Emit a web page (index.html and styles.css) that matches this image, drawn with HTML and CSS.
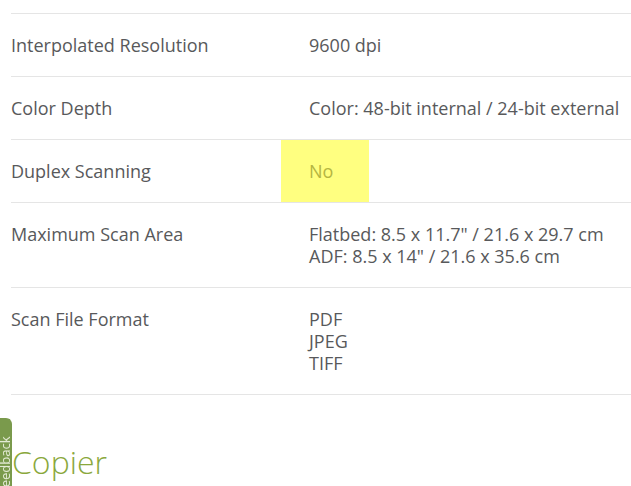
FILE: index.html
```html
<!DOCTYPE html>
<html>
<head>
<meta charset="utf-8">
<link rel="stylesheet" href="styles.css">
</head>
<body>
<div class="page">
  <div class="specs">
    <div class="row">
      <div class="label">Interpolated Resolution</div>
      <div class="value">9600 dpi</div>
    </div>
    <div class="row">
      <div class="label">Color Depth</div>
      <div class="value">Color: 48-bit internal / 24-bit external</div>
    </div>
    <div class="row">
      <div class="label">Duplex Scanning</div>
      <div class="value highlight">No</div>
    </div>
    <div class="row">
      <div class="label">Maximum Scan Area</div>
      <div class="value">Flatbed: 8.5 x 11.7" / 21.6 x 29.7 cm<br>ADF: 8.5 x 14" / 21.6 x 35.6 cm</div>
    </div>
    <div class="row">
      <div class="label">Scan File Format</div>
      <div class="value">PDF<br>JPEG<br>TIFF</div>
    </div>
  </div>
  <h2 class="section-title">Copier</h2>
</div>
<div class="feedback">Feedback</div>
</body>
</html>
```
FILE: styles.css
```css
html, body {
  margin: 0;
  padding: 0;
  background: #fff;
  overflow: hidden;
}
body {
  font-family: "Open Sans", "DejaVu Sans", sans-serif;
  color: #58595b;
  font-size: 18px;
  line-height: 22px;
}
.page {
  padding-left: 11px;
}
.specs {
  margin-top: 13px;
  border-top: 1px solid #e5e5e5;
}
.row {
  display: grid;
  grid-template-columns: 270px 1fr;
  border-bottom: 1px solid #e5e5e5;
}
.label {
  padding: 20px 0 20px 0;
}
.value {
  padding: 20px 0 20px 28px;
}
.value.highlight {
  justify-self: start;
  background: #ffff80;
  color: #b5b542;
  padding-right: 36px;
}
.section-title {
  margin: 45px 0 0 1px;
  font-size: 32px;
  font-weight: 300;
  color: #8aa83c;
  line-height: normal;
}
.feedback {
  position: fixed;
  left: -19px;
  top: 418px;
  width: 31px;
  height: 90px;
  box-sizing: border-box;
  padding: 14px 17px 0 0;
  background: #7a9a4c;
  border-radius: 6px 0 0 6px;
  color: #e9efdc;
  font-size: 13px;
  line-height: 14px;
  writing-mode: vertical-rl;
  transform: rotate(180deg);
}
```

**AIM:**
Skip the pictures, then retype every line above exactly.

**PROBLEM SOLUTION:**
Emit a web page (index.html and styles.css) that matches this image, drawn with HTML and CSS.
FILE: index.html
```html
<!DOCTYPE html>
<html>
<head>
<meta charset="utf-8">
<link rel="stylesheet" href="styles.css">
</head>
<body>
<div class="page">
  <div class="specs">
    <div class="row">
      <div class="label">Interpolated Resolution</div>
      <div class="value">9600 dpi</div>
    </div>
    <div class="row">
      <div class="label">Color Depth</div>
      <div class="value">Color: 48-bit internal / 24-bit external</div>
    </div>
    <div class="row">
      <div class="label">Duplex Scanning</div>
      <div class="value highlight">No</div>
    </div>
    <div class="row">
      <div class="label">Maximum Scan Area</div>
      <div class="value">Flatbed: 8.5 x 11.7" / 21.6 x 29.7 cm<br>ADF: 8.5 x 14" / 21.6 x 35.6 cm</div>
    </div>
    <div class="row">
      <div class="label">Scan File Format</div>
      <div class="value">PDF<br>JPEG<br>TIFF</div>
    </div>
  </div>
  <h2 class="section-title">Copier</h2>
</div>
<div class="feedback">Feedback</div>
</body>
</html>
```
FILE: styles.css
```css
html, body {
  margin: 0;
  padding: 0;
  background: #fff;
  overflow: hidden;
}
body {
  font-family: "Open Sans", "DejaVu Sans", sans-serif;
  color: #58595b;
  font-size: 18px;
  line-height: 22px;
}
.page {
  padding-left: 11px;
}
.specs {
  margin-top: 13px;
  border-top: 1px solid #e5e5e5;
}
.row {
  display: grid;
  grid-template-columns: 270px 1fr;
  border-bottom: 1px solid #e5e5e5;
}
.label {
  padding: 20px 0 20px 0;
}
.value {
  padding: 20px 0 20px 28px;
}
.value.highlight {
  justify-self: start;
  background: #ffff80;
  color: #b5b542;
  padding-right: 36px;
}
.section-title {
  margin: 45px 0 0 1px;
  font-size: 32px;
  font-weight: 300;
  color: #8aa83c;
  line-height: normal;
}
.feedback {
  position: fixed;
  left: -19px;
  top: 418px;
  width: 31px;
  height: 90px;
  box-sizing: border-box;
  padding: 14px 17px 0 0;
  background: #7a9a4c;
  border-radius: 6px 0 0 6px;
  color: #e9efdc;
  font-size: 13px;
  line-height: 14px;
  writing-mode: vertical-rl;
  transform: rotate(180deg);
}
```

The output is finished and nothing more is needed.